An example calculation can help illustrate how hydrostatic calculations are made, and can guide you through the unit conversions required. Assume a vertical wellbore is 1,000 ft deep (*TVD*), and it is filled with fresh water, which has a density of 8.34 ppg. What is the hydrostatic pressure at the bottom of this well?

\[\textit{HSP} =8.34\frac{\text{lb}_{\text{m} } }{\text{gal} } \times 1\frac{\text{lb}_{\text{f} } }{\text{lb}_{\text{m} } } \times 1000\ \text{ft} =8340\frac{\text{lb}_{\text{f} } \cdot \text{ft} }{\text{gal} } \]

Now you can see the units for this result seem odd, but let’s analyze it. Lb_{f} is a unit of force. Gallons (gal) is a unit of volume, which is length^{3}. “ft” is a unit of length. Multiplying the units gives force × length/length^{3} or force/length^{2} which is force/area, which is the definition of pressure. But in oilfield units, we express pressure in psi, not lb_{f}-ft/gal, so we need to convert “ft” and “gal” into “in” and “in^{3}”, respectively, as follows:

\[\textit{HSP} =8340\frac{\text{lb}_{\text{f} } \cdot \text{ft} }{\text{gal} } \times 12\frac{\text{in} }{\text{ft} } \times 1\frac{\text{gal} }{231\ \text{in}^{3} } =433\ \frac{\text{lb}_{\text{f} } }{\text{in}^{2} } =\ 433\ \text{psi} \]

### Conversions Result in a Handy Formula Format

So the fluid pressure at the bottom of a 1,000 ft tall column of fresh water in our well exerts 433 psi. Multiplying out this entire string of conversions every time you want to know the pressure in your well can be time consuming, so engineers develop shortcuts for common calculations to make things more efficient. Our answer above says that gravity exerts 433 psi of pressure for every 1,000 ft of freshwater column height (433 psi per 1,000 ft), which we can normalize to 0.433 psi per ft or 0.433 psi/ft. We call this value of 0.433 psi/ft the freshwater Pressure Gradient (*PG*), which is the rate at which pressure changes with increasing freshwater column height. Knowing this, we can modify our hydrostatic pressure equation to a more “handy” format, assuming freshwater, as

\[\textit{HSP} =0.433\frac{\text{psi} }{\text{ft} } \times \text{height} \]

What if we have something other than freshwater, or more specifically, something with a *density *different from freshwater? Let’s rewrite our *HSP* equation to allow for a generic Pressure Gradient (*PG*), which is to relax the assumption that we have freshwater with a *PG* = 0.433 psi/ft.

\[\textit{HSP} =\textit{PG} \times \textit{height} \]

Comparing to our original *HSP* equation, we can see that the following must be true:

\[\textit{PG}=\textit{density} \times \textit{gravity} \]

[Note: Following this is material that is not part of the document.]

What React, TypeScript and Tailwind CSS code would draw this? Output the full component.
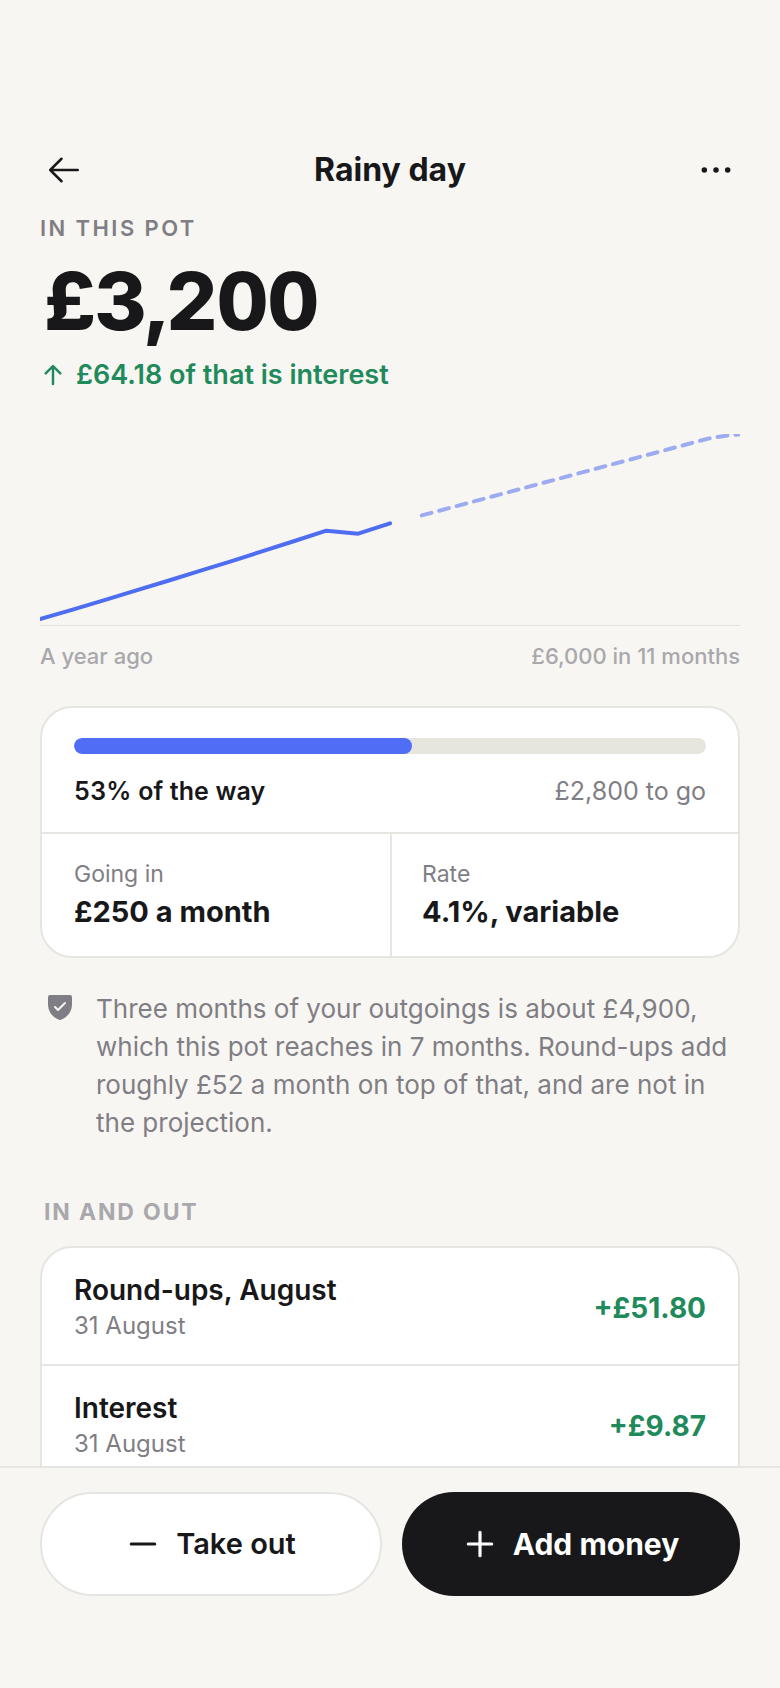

These two equations show that *PG* and consequently *HSP* are directly proportional to the density of the fluid. Being “directly proportional” means if the density changes by a certain ratio, the pressure or the pressure gradient will change by that exact same ratio. The ratio of the density of one substance compared to some other substance considered a standard is called the Specific Gravity (*SG*), and for fluids it is convenient to use freshwater as the standard. Drilling mud is usually more dense than freshwater, being made of saline water with some solids added (typically clay).

##### Imagine you made a drilling fluid that had a density of 11 ppg. What is its *SG*?

## 0.76

#### Incorrect.

## 1.00

#### Incorrect.

## 1.32

#### Correct.

11 ppg is greater than 8.34 ppg by 1.32 times, which is the specific gravity of the drilling mud relative to water.

## 11.00

#### Incorrect.

##### Given the specific gravity of the drilling mud, what would be the Pressure Gradient (*PG*) in a wellbore filled with that fluid?

## 8.34 ppg

#### Incorrect.

## 0.433 psi/ft

#### Incorrect.

## 0.572 psi/ft

#### Correct.

(*PG* of drilling mud) = (*SG* of drilling mud) × (*PG* of freshwater) = 1.32 × (0.433 psi/ft) = 0.572 psi/ft

## 572 psi

#### Incorrect.

##### What would be the hydrostatic pressure if our 1,000 ft deep wellbore were filled with this mud?

## 433 psi

#### Incorrect.

## 572 psi

#### Correct.

*HSP* = (0.572 psi/ft) × (1,000 ft) = 572 psi

Increasing the *SG* of the drilling mud increases the hydrostatic pressure in the wellbore proportionally.

## 11,000 psi

#### Incorrect.

## None of the above

#### Incorrect.

This example calculation, examining the pressure of a fluid with a higher *SG* than water, demonstrates the predominant mechanism by which drillers exert primary well control: they increase the pressure at the bottom of the well by increasing the density of the wellbore fluid, or in driller’s language, they “increase the mud weight.”